### INFORMATION SHOWN
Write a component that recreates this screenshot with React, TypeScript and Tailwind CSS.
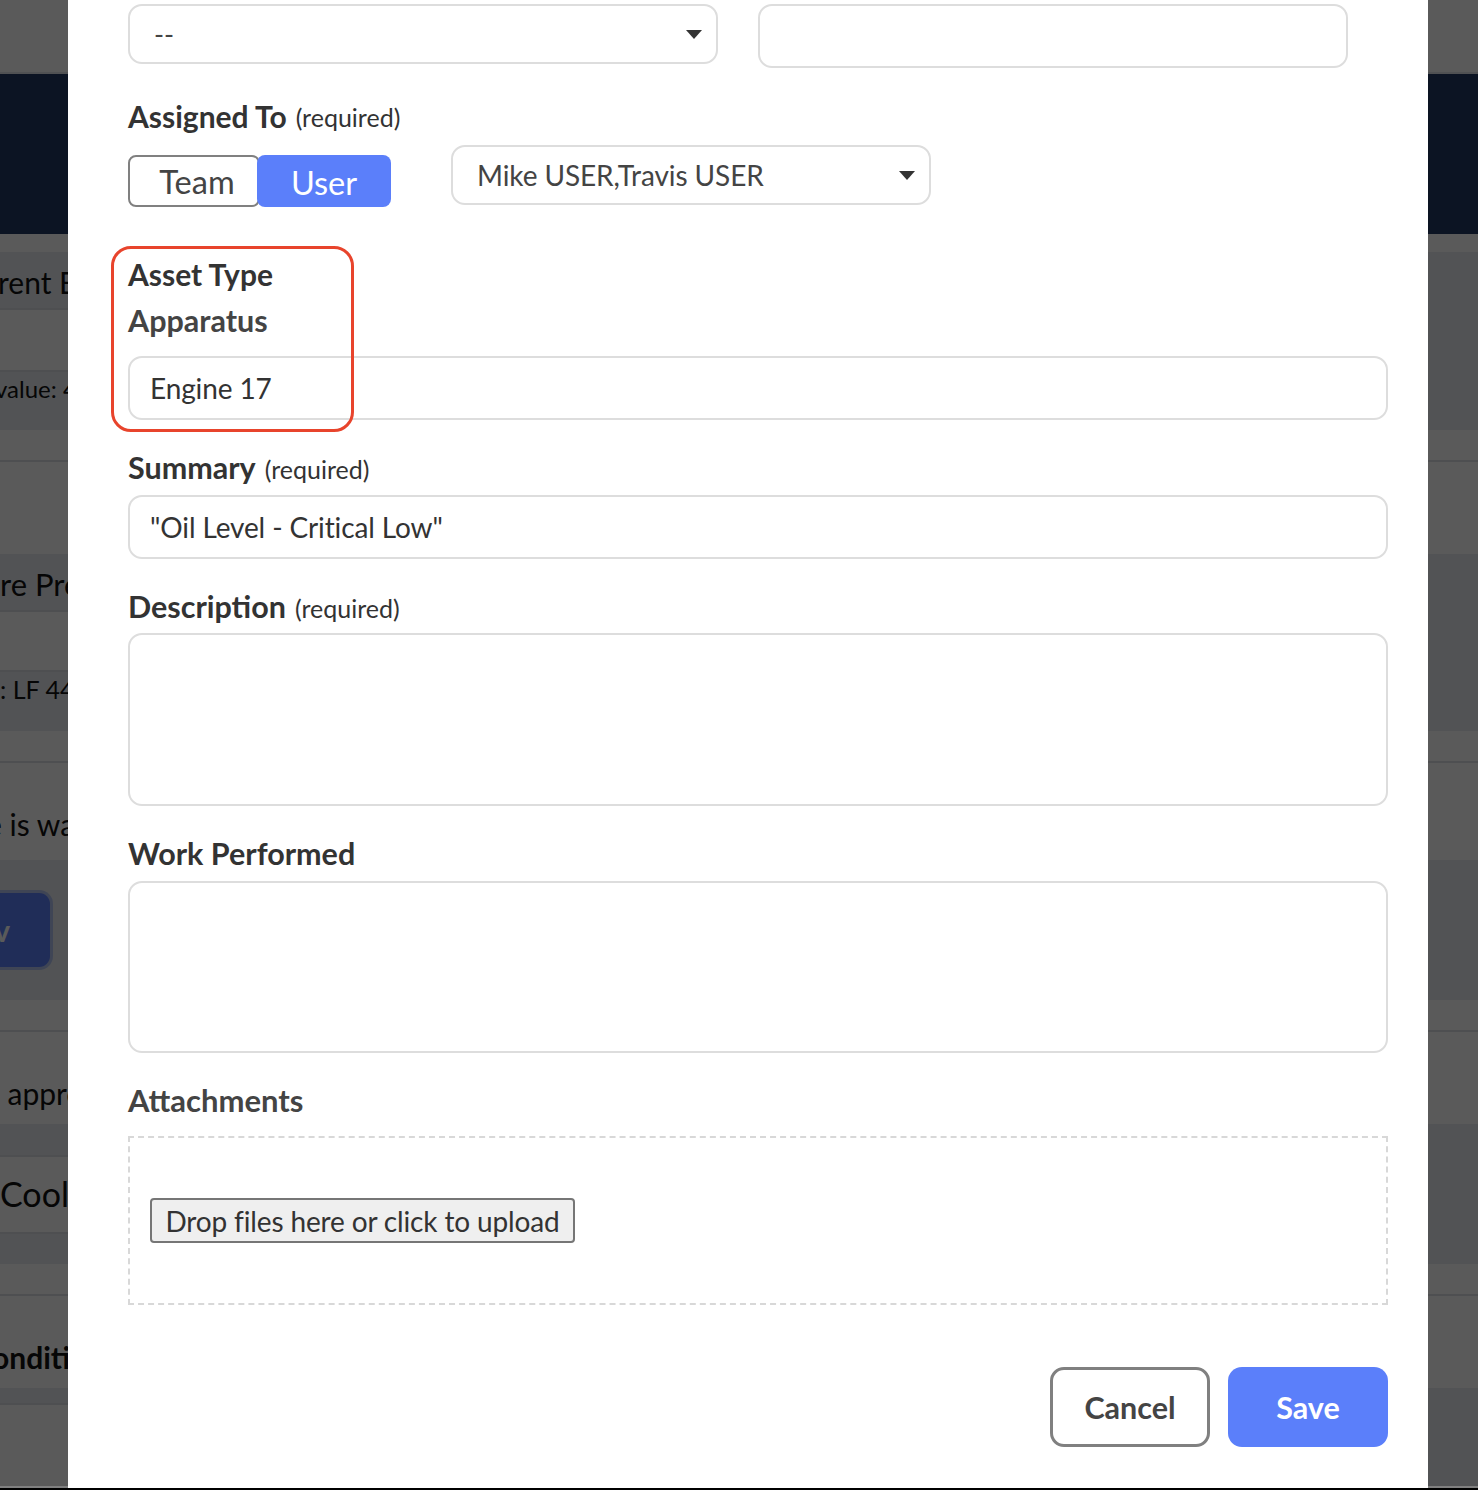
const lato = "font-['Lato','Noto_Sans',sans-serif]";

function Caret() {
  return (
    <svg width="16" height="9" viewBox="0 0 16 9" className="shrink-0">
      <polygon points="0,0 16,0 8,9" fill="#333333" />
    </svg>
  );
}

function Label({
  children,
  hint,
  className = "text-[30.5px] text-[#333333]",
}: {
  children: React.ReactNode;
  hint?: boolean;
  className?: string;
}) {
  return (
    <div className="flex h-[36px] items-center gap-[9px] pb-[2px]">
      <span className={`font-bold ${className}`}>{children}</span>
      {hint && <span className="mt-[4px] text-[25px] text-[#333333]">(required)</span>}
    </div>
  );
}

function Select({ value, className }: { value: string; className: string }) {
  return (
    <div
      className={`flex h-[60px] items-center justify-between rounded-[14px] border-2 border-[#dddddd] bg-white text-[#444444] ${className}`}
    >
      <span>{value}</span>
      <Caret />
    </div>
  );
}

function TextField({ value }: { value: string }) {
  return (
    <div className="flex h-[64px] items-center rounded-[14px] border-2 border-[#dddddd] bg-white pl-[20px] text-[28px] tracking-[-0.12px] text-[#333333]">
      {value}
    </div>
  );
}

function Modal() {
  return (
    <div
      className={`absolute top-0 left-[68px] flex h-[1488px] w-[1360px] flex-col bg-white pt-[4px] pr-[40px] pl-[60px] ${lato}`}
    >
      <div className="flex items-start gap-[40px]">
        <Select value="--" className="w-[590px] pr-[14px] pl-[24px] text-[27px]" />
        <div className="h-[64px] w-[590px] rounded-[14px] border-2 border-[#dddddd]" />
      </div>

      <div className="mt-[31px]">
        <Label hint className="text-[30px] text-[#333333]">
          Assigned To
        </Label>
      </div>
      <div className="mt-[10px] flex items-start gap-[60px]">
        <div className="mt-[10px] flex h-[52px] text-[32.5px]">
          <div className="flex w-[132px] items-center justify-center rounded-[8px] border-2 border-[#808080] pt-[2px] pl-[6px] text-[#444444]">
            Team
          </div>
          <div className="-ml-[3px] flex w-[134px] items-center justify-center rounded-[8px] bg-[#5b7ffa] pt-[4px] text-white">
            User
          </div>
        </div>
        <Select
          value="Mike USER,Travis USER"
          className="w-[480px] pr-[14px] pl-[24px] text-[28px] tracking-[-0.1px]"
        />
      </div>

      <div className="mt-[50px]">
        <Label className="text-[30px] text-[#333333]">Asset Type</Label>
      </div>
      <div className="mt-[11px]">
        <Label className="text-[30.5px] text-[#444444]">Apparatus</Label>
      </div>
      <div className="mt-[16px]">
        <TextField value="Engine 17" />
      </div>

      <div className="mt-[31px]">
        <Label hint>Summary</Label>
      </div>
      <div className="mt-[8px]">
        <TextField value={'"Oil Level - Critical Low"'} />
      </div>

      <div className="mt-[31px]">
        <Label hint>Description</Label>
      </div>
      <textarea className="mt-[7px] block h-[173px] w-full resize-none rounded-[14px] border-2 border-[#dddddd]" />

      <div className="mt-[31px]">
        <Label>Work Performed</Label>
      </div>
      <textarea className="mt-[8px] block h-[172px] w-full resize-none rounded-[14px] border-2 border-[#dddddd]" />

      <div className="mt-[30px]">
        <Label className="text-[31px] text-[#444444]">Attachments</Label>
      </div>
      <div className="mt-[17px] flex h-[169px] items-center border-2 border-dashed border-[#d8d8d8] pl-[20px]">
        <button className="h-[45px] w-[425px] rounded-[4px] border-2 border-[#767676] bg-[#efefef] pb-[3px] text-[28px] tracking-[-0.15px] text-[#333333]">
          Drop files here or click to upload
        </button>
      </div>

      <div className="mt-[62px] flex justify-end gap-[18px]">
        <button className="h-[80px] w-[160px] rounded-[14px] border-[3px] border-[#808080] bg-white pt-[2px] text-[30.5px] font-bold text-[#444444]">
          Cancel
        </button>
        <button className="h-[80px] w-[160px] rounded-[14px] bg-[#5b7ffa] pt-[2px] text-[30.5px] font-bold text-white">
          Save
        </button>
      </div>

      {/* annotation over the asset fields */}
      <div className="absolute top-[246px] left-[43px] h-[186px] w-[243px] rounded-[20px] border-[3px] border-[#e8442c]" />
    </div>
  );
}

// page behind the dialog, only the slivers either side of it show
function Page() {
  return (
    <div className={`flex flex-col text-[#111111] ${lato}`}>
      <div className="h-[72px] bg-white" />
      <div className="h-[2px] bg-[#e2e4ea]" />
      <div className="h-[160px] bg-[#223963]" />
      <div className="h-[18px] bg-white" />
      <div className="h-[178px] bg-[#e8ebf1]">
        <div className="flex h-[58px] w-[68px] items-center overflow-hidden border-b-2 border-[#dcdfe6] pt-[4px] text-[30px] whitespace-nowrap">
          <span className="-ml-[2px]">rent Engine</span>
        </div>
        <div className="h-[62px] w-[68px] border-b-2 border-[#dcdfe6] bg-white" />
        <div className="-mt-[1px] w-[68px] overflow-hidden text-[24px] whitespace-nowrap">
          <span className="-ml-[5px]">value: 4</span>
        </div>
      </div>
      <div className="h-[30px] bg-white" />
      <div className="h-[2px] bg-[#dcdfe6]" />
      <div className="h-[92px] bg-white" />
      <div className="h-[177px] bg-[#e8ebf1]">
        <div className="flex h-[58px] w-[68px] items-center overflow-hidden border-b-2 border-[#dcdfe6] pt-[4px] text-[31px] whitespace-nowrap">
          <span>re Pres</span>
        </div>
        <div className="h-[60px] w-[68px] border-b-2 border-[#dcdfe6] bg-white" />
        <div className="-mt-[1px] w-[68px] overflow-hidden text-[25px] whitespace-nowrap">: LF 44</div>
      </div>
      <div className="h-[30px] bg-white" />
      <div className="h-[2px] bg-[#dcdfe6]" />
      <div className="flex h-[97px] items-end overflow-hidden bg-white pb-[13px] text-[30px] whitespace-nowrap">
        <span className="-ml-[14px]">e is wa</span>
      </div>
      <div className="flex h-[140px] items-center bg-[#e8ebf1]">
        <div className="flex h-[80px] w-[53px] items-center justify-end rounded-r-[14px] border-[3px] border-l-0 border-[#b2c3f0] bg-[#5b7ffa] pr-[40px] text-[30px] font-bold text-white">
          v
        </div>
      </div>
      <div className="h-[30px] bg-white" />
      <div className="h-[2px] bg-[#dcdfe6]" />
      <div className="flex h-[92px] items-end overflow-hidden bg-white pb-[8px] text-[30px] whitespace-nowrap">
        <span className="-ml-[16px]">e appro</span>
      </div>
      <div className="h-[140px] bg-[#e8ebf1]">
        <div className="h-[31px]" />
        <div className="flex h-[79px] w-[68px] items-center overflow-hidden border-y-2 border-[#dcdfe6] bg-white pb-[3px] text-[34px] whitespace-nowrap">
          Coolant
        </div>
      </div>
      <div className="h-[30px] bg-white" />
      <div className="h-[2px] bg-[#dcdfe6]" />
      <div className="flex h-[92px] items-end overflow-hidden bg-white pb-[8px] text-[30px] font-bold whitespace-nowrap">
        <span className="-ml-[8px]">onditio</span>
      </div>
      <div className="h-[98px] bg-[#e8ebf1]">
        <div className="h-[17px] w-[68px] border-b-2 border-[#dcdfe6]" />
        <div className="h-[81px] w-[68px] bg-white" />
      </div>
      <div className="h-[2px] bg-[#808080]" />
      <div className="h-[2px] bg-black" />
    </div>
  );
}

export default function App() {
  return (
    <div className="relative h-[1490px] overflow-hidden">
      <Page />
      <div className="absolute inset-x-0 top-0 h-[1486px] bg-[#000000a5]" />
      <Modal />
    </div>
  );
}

### PROBLEM STATEMENT
In the material above, tally every line with the string "React" in it, then give that number alone.

### RESULT FOR THIS TASK
2